The issue revolves around an Australian Securities and Investment Commission interpretation of the Corporations Act, which stops cooperatives from raising capital. According to Paul Williams, Heritage Bank’s chief financial officer, the real challenge facing the sector is that few truly understand the issues.
In a nutshell, he explained, the corporate watchdog will assess a proposed capital-raising transaction through a methodology defined almost two decades ago. This says if ASIC believes the transaction will materially dilute current member interests, it could be deemed a demutualisation.
"This interpretation protects member interests, but severely limits capital management options across the sector,” he said.
Where it gets hard for mutual banks is that the Australia Prudential Regulatory Authority changed its rules so that all prudential capital instruments are required to absorb losses on a 'going concern' basis – that's when a business has been deemed to be ‘non-viable’.
And, to satisfy this requirement, prudential capital instruments must convert to equity at a point before an entity is being wound up.
Testing APRA's terms
The problem for the mutual sector is that the term ‘non-viable’ is an APRA term and doesn’t mean the business is insolvent. So, while the rules say any prudential capital must convert to equity at a point before an entity is being wound up, no one knows at what point this occurs.
As Williams pointed out, the point of non-viability is a concept that is determined solely by APRA - the only definitions of this concept are the ones included in regulatory capital transactions completed in recent years - all of which needed to be approved by the prudential regulator.
“None of these definitions have been tested yet,” he said. “A member interest is generally defined in a mutual's constitution. But that constitution may be silent on how that mutual manages loss absorbency on a going concern basis, particularly as it relates to non-viability.
“This becomes problematic when a mutual bank wants to issue subordinated debt, which traditionally absorbs losses in a 'gone concern' basis."
For listed entities, APRA's concept of 'non-viability' can be met simply by having any instrument convert to common equity. But for mutuals, Williams went on to say, there is no mechanism or instrument to convert to anything, so APRA invented a new prudential instrument: 'mutual equity interest'.

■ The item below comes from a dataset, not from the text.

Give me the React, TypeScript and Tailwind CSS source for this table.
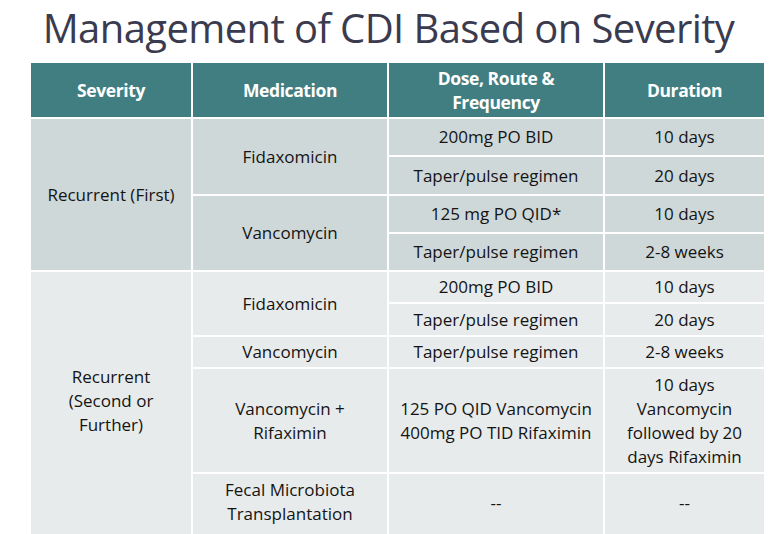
const HEAD = 'flex items-center justify-center text-center bg-[#417e82] text-white font-bold text-[17.5px] leading-[24px] tracking-[-0.4px]';
const DARK = 'flex items-center justify-center text-center bg-[#cfd8d9]';
const LIGHT = 'flex items-center justify-center text-center bg-[#e8ebeb]';

export default function App() {
  return (
    <div className="w-[777px] h-[534px] overflow-hidden bg-white font-['Open_Sans',sans-serif] text-[#141414]">
      <h1 className="h-[63px] pt-[4px] text-center text-[40px] leading-[48px] text-[#3a3b4f] tracking-[-0.6px]">
        Management of CDI Based on Severity
      </h1>
      <div className="ml-[31px] grid w-[731px] grid-cols-[160px_194px_214px_159px] grid-rows-[54px_36px_37px_36px_36px_30px_31px_30px_103px_60px] gap-[2px] bg-white text-[17px] leading-[24px]">
        <div className={HEAD}>Severity</div>
        <div className={HEAD}>Medication</div>
        <div className={HEAD}>
          Dose, Route &amp;
          <br />
          Frequency
        </div>
        <div className={HEAD}>Duration</div>

        <div className={`${DARK} row-span-4 row-start-2 col-start-1`}>Recurrent (First)</div>
        <div className={`${DARK} row-span-2 row-start-2 col-start-2`}>Fidaxomicin</div>
        <div className={`${DARK} row-start-2 col-start-3`}>200mg PO BID</div>
        <div className={`${DARK} row-start-2 col-start-4`}>10 days</div>
        <div className={`${DARK} row-start-3 col-start-3`}>Taper/pulse regimen</div>
        <div className={`${DARK} row-start-3 col-start-4`}>20 days</div>
        <div className={`${DARK} row-span-2 row-start-4 col-start-2`}>Vancomycin</div>
        <div className={`${DARK} row-start-4 col-start-3`}>125 mg PO QID*</div>
        <div className={`${DARK} row-start-4 col-start-4`}>10 days</div>
        <div className={`${DARK} row-start-5 col-start-3`}>Taper/pulse regimen</div>
        <div className={`${DARK} row-start-5 col-start-4`}>2-8 weeks</div>

        <div className={`${LIGHT} row-span-5 row-start-6 col-start-1 pb-[4px]`}>
          Recurrent
          <br />
          (Second or
          <br />
          Further)
        </div>
        <div className={`${LIGHT} row-span-2 row-start-6 col-start-2`}>Fidaxomicin</div>
        <div className={`${LIGHT} row-start-6 col-start-3`}>200mg PO BID</div>
        <div className={`${LIGHT} row-start-6 col-start-4`}>10 days</div>
        <div className={`${LIGHT} row-start-7 col-start-3`}>Taper/pulse regimen</div>
        <div className={`${LIGHT} row-start-7 col-start-4`}>20 days</div>
        <div className={`${LIGHT} row-start-8 col-start-2`}>Vancomycin</div>
        <div className={`${LIGHT} row-start-8 col-start-3`}>Taper/pulse regimen</div>
        <div className={`${LIGHT} row-start-8 col-start-4`}>2-8 weeks</div>
        <div className={`${LIGHT} row-start-9 col-start-2`}>
          Vancomycin +
          <br />
          Rifaximin
        </div>
        <div className={`${LIGHT} row-start-9 col-start-3`}>
          125 PO QID Vancomycin
          <br />
          400mg PO TID Rifaximin
        </div>
        <div className={`${LIGHT} row-start-9 col-start-4`}>
          10 days
          <br />
          Vancomycin
          <br />
          followed by 20
          <br />
          days Rifaximin
        </div>
        <div className={`${LIGHT} row-start-10 col-start-2 items-start pt-[4px]`}>
          Fecal Microbiota
          <br />
          Transplantation
        </div>
        <div className={`${LIGHT} row-start-10 col-start-3 items-start pt-[17px]`}>--</div>
        <div className={`${LIGHT} row-start-10 col-start-4 items-start pt-[17px]`}>--</div>
      </div>
    </div>
  );
}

"The mutual equity interest cannot be issued directly, it only exists at the point of non-viability - so mutuals are back to square one. It is not currently a solution to allow them to issue common equity tier one capital.”
With Federal Treasurer Scott Morrison's appointment of lawyer Greg Hammond to recommend a solution by July 14, the mutual sector is expecting there will be a cross section of mutuals that will raise equity if the rules change.
“The only way to solve the whole problem is to address the concept of mutuality in the Corps Act," Williams said, adding "this not just about mutual banks but also mutual insurers, motoring mutuals, and the like".
The Business Council of Co-operatives and Mutuals - the national peak body for cooperatives across all industries - has been pushing hard for its member to be allowed to raise capital by issuing securities without risking the loss of their mutual status.
To the BCCM, corporate diversity matters and legislative frameworks should not restrict particular types of firm from accessing capital to facilitate growth and development.
KPMG has estimated if the reforms were made, mutuals in the banking sector alone could raise an extra $25 billion in capital, boosting profits by $375 million.
Certainly, Williams looks forward to having more capital management options as part of Heritage's strategy to effect a digital transformation. For the mutual bank, an equity raising would be about investing in infrastructure, processes as well as diversifying the network.
“We’ve focused on some of the things that are easy to fix but there is still plenty more to do and we recognise we must invest wisely to ensure initiatives pay their way," he said.